I’ll go dig around to see if I can find some sort of WebDriverIO forums, or if they have discussion boards or the likes… however, in case it’s not a wdio thing, how can I know what my “client” is? Apologies to waste your time with such basic questions.

no problem. Yes, I’ve used the abbreviation wdio for WebDriverIO. I had to guess it since the initial issue description did not contain any mentions of the actual client library.

Hey, so after asking around WebDriverIO, I’ve been promptly ignored every time I asked questions on this topic… I guess I’m coming back here because I actually get answers here.

You mentioned I haven’t provided any mentions of the actual client library; how can I tell what client library I’m using?

Here is a list of current Appium Client Libraries:

Thank you, I had missed that page during my searches. I’m using Node.js and have no clue what Nightwatch is, so clearly it’s WDIO. Where should I be asking questions like that, for how to write syntax or find out what’s wrong? I went on their official discord but was ignored repeatedly…

Also, one of the links Mykola shared has himself fixing the exact same error by recommending to update the driver, which seemingly worked. I’m pretty sure I’ve the latest versions, but just to make sure, was the driver being updated there the Windows Application Driver?

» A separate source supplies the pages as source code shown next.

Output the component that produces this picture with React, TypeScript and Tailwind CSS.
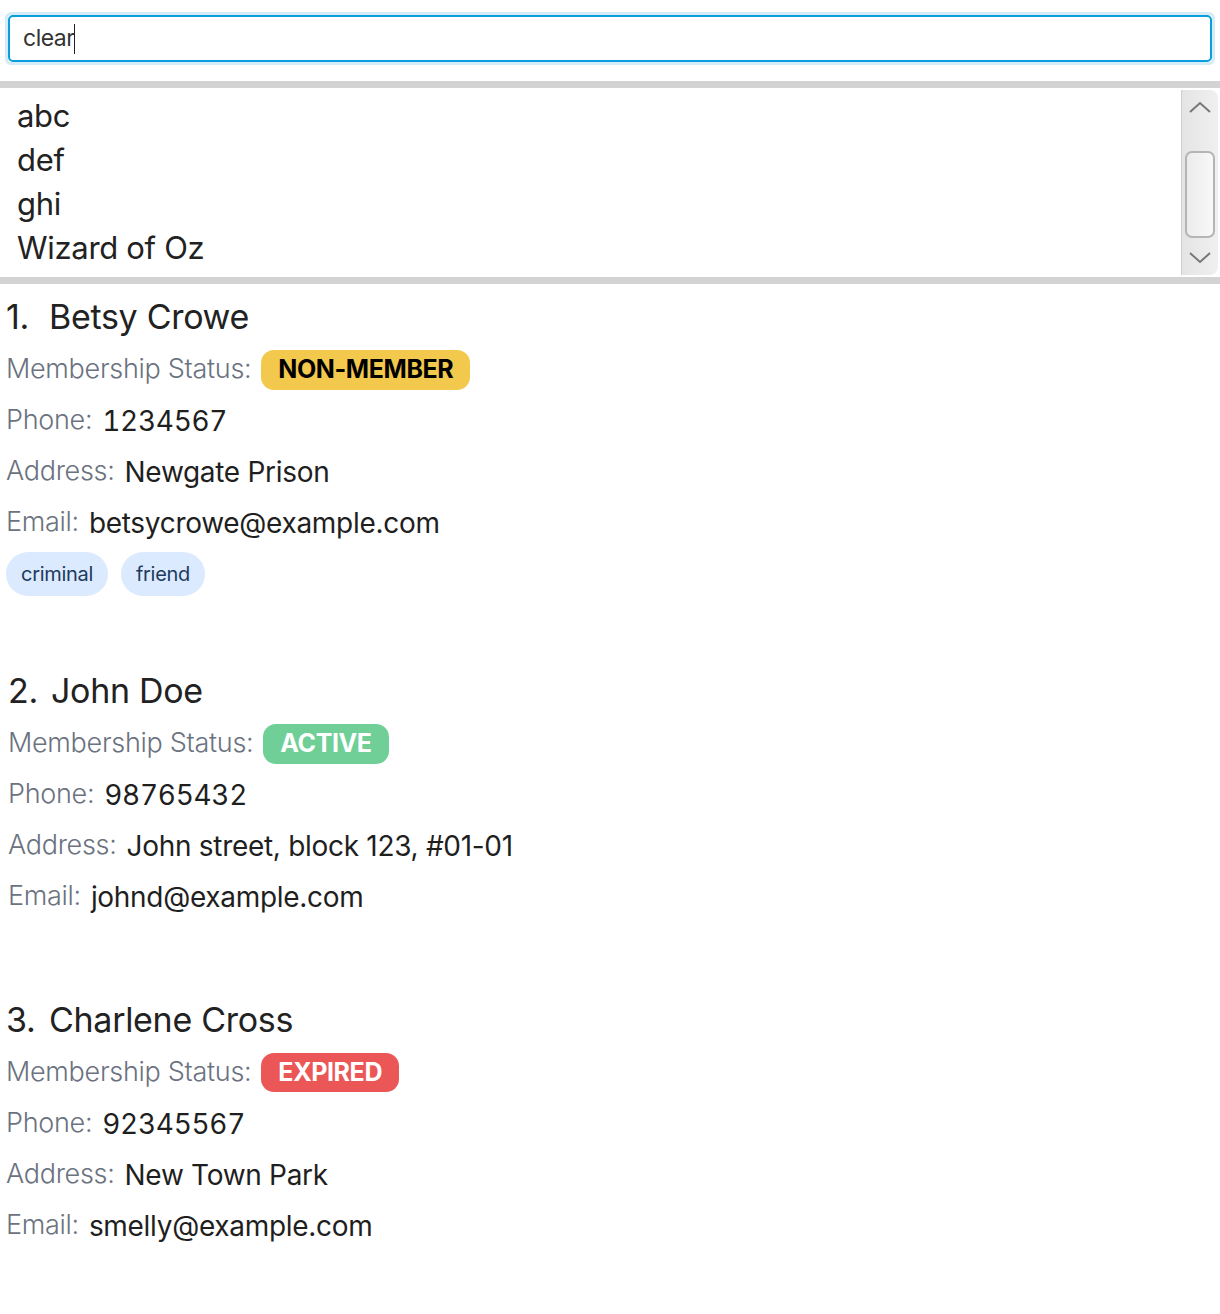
import { ReactNode } from 'react'

type Person = {
  name: string
  status: 'NON-MEMBER' | 'ACTIVE' | 'EXPIRED'
  phone: string
  address: string
  email: string
  tags: string[]
  shift?: boolean
}

const people: Person[] = [
  { name: 'Betsy Crowe', status: 'NON-MEMBER', phone: '1234567', address: 'Newgate Prison', email: 'betsycrowe@example.com', tags: ['criminal', 'friend'] },
  { name: 'John Doe', status: 'ACTIVE', phone: '98765432', address: 'John street, block 123, #01-01', email: 'johnd@example.com', tags: [], shift: true },
  { name: 'Charlene Cross', status: 'EXPIRED', phone: '92345567', address: 'New Town Park', email: 'smelly@example.com', tags: [] },
]

const suggestions = ['abc', 'def', 'ghi', 'Wizard of Oz']

function StatusBadge({ status }: { status: Person['status'] }) {
  if (status === 'NON-MEMBER') {
    return <span className="h-[40px] px-[17px] rounded-[13px] bg-[#f2c94c] text-black font-bold text-[25px] tracking-[-0.4px] flex items-center">NON-MEMBER</span>
  }
  if (status === 'ACTIVE') {
    return <span className="h-[40px] px-[17px] rounded-[13px] bg-[#6fcf97] text-white font-bold text-[25px] tracking-[-0.4px] flex items-center">ACTIVE</span>
  }
  return <span className="h-[39px] px-[17px] rounded-[13px] bg-[#eb5757] text-white font-bold text-[25px] tracking-[-0.4px] flex items-center">EXPIRED</span>
}

function Row({ label, children }: { label: string; children: ReactNode }) {
  return (
    <div className="h-[51px] flex items-center gap-[10px]">
      <span className="text-[27px] text-[#6b7280] font-light tracking-[-0.3px]">{label}</span>
      {children}
    </div>
  )
}

function Value({ children, digits }: { children: ReactNode; digits?: boolean }) {
  return (
    <span className={`text-[28px] text-[#1f1f1f] tracking-[-0.3px] ${digits ? 'tabular-nums' : ''}`}>{children}</span>
  )
}

function PersonCard({ p, index }: { p: Person; index: number }) {
  return (
    <div className={`pt-[10px] pb-[62px] ${p.shift ? 'pl-[8px]' : 'pl-[6px]'}`}>
      <div className="h-[44px] flex items-center text-[34px] text-[#222] tracking-[-0.3px]">
        <span className="w-[43px]">{index}.</span>
        <span>{p.name}</span>
      </div>
      <div className="mt-[6px]">
        <Row label="Membership Status:">
          <StatusBadge status={p.status} />
        </Row>
        <Row label="Phone:">
          <Value digits>{p.phone}</Value>
        </Row>
        <Row label="Address:">
          <Value>{p.address}</Value>
        </Row>
        <Row label="Email:">
          <Value>{p.email}</Value>
        </Row>
      </div>
      {p.tags.length > 0 ? (
        <div className="mt-[4px] flex gap-[13px]">
          {p.tags.map((t) => (
            <span key={t} className="h-[44px] px-[15px] rounded-full bg-[#dbeafe] text-[#1e3a5f] text-[20px] tracking-[-0.3px] flex items-center">
              {t}
            </span>
          ))}
        </div>
      ) : (
        <div className="h-[3px]" />
      )}
    </div>
  )
}

export default function App() {
  return (
    <div className="w-[1220px] min-h-[1314px] bg-white font-['Inter',sans-serif]">
      {/* command box */}
      <div className="pt-[12px] px-[5px] pb-[16px]">
        <div className="h-[53px] rounded-[6px] border-[3px] border-[#d4ecf8]">
          <div className="h-full rounded-[5px] border-2 border-[#0a9fdc] flex items-center pl-[13px] text-[23px] text-[#333] tracking-[-0.5px]">
            <span>clear</span>
            <span className="w-px h-[30px] bg-[#222]" />
          </div>
        </div>
      </div>

      {/* suggestion list */}
      <div className="border-y-[7px] border-[#d3d3d3] flex h-[203px]">
        <div className="flex-1 pl-[17px] pt-[6px] text-[31px] text-[#222] tracking-[-0.3px]">
          {suggestions.map((s) => (
            <div key={s} className="h-[44px] flex items-center">{s}</div>
          ))}
        </div>
        <div className="w-[37px] my-[2px] mr-[2px] rounded-tr-[8px] rounded-br-[8px] border-l border-[#d0d0d0] bg-gradient-to-r from-[#e4e4e4] to-[#f0f0f0] flex flex-col items-center">
          <svg width="26" height="16" viewBox="0 0 26 16" className="mt-[9px]">
            <path d="M3 13 L13 4 L23 13" fill="none" stroke="#777" strokeWidth="2" />
          </svg>
          <div className="mt-[36px] w-[30px] h-[87px] rounded-[7px] border-2 border-[#b5b5b5] bg-gradient-to-r from-[#ececec] to-[#f8f8f8]" />
          <svg width="26" height="16" viewBox="0 0 26 16" className="mt-[11px]">
            <path d="M3 4 L13 13 L23 4" fill="none" stroke="#777" strokeWidth="2" />
          </svg>
        </div>
      </div>

      {/* person list */}
      <div>
        {people.map((p, i) => (
          <PersonCard key={p.name} p={p} index={i + 1} />
        ))}
      </div>
    </div>
  )
}
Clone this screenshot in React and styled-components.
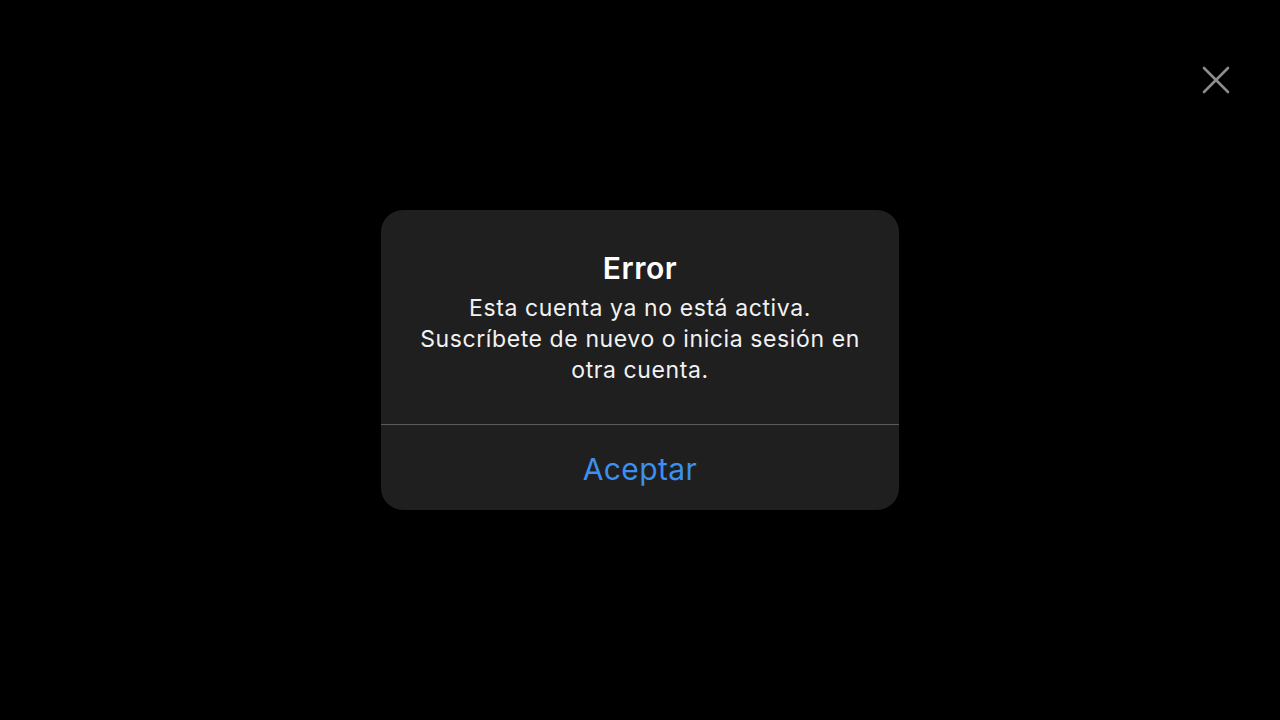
import React from "react";
import styled, { createGlobalStyle } from "styled-components";

const Global = createGlobalStyle`
  html, body {
    margin: 0;
    padding: 0;
    background: #000;
  }
  body {
    font-family: Inter, "Noto Sans", "DejaVu Sans", sans-serif;
  }
`;

const Screen = styled.div`
  position: relative;
  width: 1280px;
  height: 720px;
  background: #000;
  display: flex;
  align-items: center;
  justify-content: center;
`;

const CloseButton = styled.button`
  position: absolute;
  top: 66px;
  right: 50px;
  width: 28px;
  height: 28px;
  padding: 0;
  border: none;
  background: transparent;
  display: flex;
  align-items: center;
  justify-content: center;
`;

const Dialog = styled.div`
  width: 518px;
  height: 300px;
  background: #1f1f1f;
  border-radius: 22px;
  display: flex;
  flex-direction: column;
  overflow: hidden;
`;

const Body = styled.div`
  height: 215px;
  box-sizing: border-box;
  padding: 36px 20px 0;
  display: flex;
  flex-direction: column;
  align-items: center;
  text-align: center;
  border-bottom: 1px solid #5a5a5a;
`;

const Title = styled.h1`
  margin: 0;
  font-size: 30px;
  line-height: 44px;
  font-weight: 600;
  letter-spacing: 0.5px;
  color: #fff;
`;

const Message = styled.p`
  margin: 3px 0 0;
  font-size: 23px;
  line-height: 31px;
  font-weight: 400;
  letter-spacing: 0.6px;
  color: #f2f2f2;
  white-space: nowrap;
`;

const Action = styled.button`
  flex: 1;
  border: none;
  background: transparent;
  font-family: inherit;
  font-size: 30px;
  font-weight: 400;
  letter-spacing: 0.4px;
  color: #3d8ff0;
  padding: 3px 0 0;
`;

const CloseIcon = () => (
  <svg width="28" height="28" viewBox="0 0 28 28">
    <path d="M2 2 L26 26 M26 2 L2 26" stroke="#8c8c8c" strokeWidth="2.6" strokeLinecap="round" />
  </svg>
);

export default function App() {
  return (
    <>
      <Global />
      <Screen>
        <CloseButton aria-label="Cerrar">
          <CloseIcon />
        </CloseButton>
        <Dialog>
          <Body>
            <Title>Error</Title>
            <Message>
              Esta cuenta ya no está activa.
              <br />
              Suscríbete de nuevo o inicia sesión en
              <br />
              otra cuenta.
            </Message>
          </Body>
          <Action>Aceptar</Action>
        </Dialog>
      </Screen>
    </>
  );
}
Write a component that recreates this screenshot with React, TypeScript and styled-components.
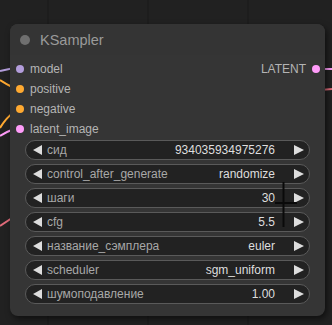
import React from "react";
import styled, { createGlobalStyle } from "styled-components";

const Global = createGlobalStyle`
  html, body { margin: 0; padding: 0; background: #202020; }
  body { font-family: "Liberation Sans", Arial, sans-serif; }
`;

const Page = styled.div`
  position: relative;
  width: 332px;
  height: 325px;
  overflow: hidden;
  background: #212121;
  padding-top: 24px;
  padding-left: 10px;
  box-sizing: border-box;
`;

const Backdrop = styled.svg`
  position: absolute;
  left: 0;
  top: 0;
  width: 332px;
  height: 325px;
`;

const Overlay = styled.svg`
  position: absolute;
  left: 0;
  top: 0;
  width: 332px;
  height: 325px;
  pointer-events: none;
`;

const Node = styled.div`
  position: relative;
  width: 315px;
  height: 292px;
  background: #353535;
  border-radius: 8px;
  box-shadow: 2px 3px 6px rgba(0, 0, 0, 0.55);
  display: flex;
  flex-direction: column;
`;

const Title = styled.div`
  height: 31px;
  display: flex;
  align-items: center;
  padding-left: 10px;
  gap: 10px;
  background: #343434;
  border-radius: 8px 8px 0 0;
  color: #9a9a9a;
  font-size: 14.5px;
`;

const TitleDot = styled.span`
  width: 10px;
  height: 10px;
  border-radius: 50%;
  background: #6f6f6f;
`;

const Slots = styled.div`
  padding-top: 4px;
  display: flex;
  flex-direction: column;
`;

const SlotRow = styled.div`
  height: 20px;
  display: flex;
  align-items: center;
  justify-content: space-between;
`;

const Slot = styled.div<{ $right?: boolean }>`
  display: flex;
  align-items: center;
  flex-direction: ${(p) => (p.$right ? "row-reverse" : "row")};
  gap: 6px;
  padding: ${(p) => (p.$right ? "0 5px 0 0" : "0 0 0 6px")};
  color: #b4b4b4;
  font-size: 12px;
`;

const Dot = styled.span<{ $c: string }>`
  width: 8px;
  height: 8px;
  border-radius: 50%;
  background: ${(p) => p.$c};
`;

const Widgets = styled.div`
  margin-top: 1px;
  padding: 0 15px;
  display: flex;
  flex-direction: column;
  gap: 4px;
`;

const Widget = styled.div`
  height: 20px;
  box-sizing: border-box;
  border: 1px solid #5a5a5a;
  border-radius: 10px;
  background: #222222;
  display: flex;
  align-items: center;
  padding: 0 5px 0 7px;
  font-size: 12px;
`;

const Arrow = styled.span<{ $dir: "l" | "r" }>`
  width: 0;
  height: 0;
  border-top: 5px solid transparent;
  border-bottom: 5px solid transparent;
  ${(p) =>
    p.$dir === "l"
      ? "border-right: 9px solid #dddddd;"
      : "border-left: 10px solid #dddddd;"}
`;

const Label = styled.span`
  margin-left: 5px;
  color: #a8a8a8;
  flex: 1;
`;

const Value = styled.span`
  color: #dedede;
  margin-right: 19px;
`;

const inputs = [
  { name: "model", color: "#b39ddb" },
  { name: "positive", color: "#ffa931" },
  { name: "negative", color: "#ffa931" },
  { name: "latent_image", color: "#ff9cf9" },
];

const widgets = [
  ["сид", "934035934975276"],
  ["control_after_generate", "randomize"],
  ["шаги", "30"],
  ["cfg", "5.5"],
  ["название_сэмплера", "euler"],
  ["scheduler", "sgm_uniform"],
  ["шумоподавление", "1.00"],
];

export default function App() {
  return (
    <>
      <Global />
      <Page>
        <Backdrop>
          <g stroke="#1c1c1c" strokeWidth="1.5">
            <line x1="48" y1="0" x2="48" y2="325" />
            <line x1="148" y1="0" x2="148" y2="325" />
            <line x1="248" y1="0" x2="248" y2="325" />
          </g>
          <g fill="none" strokeWidth="2">
            <path d="M0 71 L14 68" stroke="#b39ddb" />
            <path d="M0 80 Q6 84 14 88" stroke="#ffa931" />
            <path d="M0 128 Q6 118 14 112" stroke="#ffa931" />
            <path d="M0 136 Q6 132 14 129" stroke="#ff9cf9" />
            <path d="M0 226 L12 218" stroke="#e06b7a" />
            <path d="M320 69 L332 69" stroke="#ff9cf9" />
            <path d="M320 90 L332 89" stroke="#e06b7a" />
          </g>
        </Backdrop>
        <Node>
          <Title>
            <TitleDot />
            KSampler
          </Title>
          <Slots>
            {inputs.map((inp, i) => (
              <SlotRow key={inp.name}>
                <Slot>
                  <Dot $c={inp.color} />
                  {inp.name}
                </Slot>
                {i === 0 && (
                  <Slot $right>
                    <Dot $c="#ff9cf9" />
                    LATENT
                  </Slot>
                )}
              </SlotRow>
            ))}
          </Slots>
          <Widgets>
            {widgets.map(([l, v]) => (
              <Widget key={l}>
                <Arrow $dir="l" />
                <Label>{l}</Label>
                <Value>{v}</Value>
                <Arrow $dir="r" />
              </Widget>
            ))}
          </Widgets>
        </Node>
        <Overlay>
          <line x1="283.5" y1="182" x2="283.5" y2="227" stroke="#0a0a0a" strokeWidth="2" />
          <line x1="275" y1="203" x2="297" y2="203" stroke="#0a0a0a" strokeWidth="2" />
        </Overlay>
      </Page>
    </>
  );
}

There is a clickable link on that page for each client. All have different resources, but the page has many resources for help and documentation. I would recommend familiarizing yourself with the github page for starters.

Hey. I went to WDIO’s, and had a good conversation. Unfortunately, it seems I’m not using WDIO at all; nor Nightwatch. So I’m really uncertain what client library I’ve got going. “Selenium-webdriver” is the closest. I’ve contacted Selenium for help, but now I’m curious if it’s possible my setup is missing something? I’ve followed various installation guides but don’t have WDIO nor Nightwatch currently. Could that cause problems, and potentially, my problem?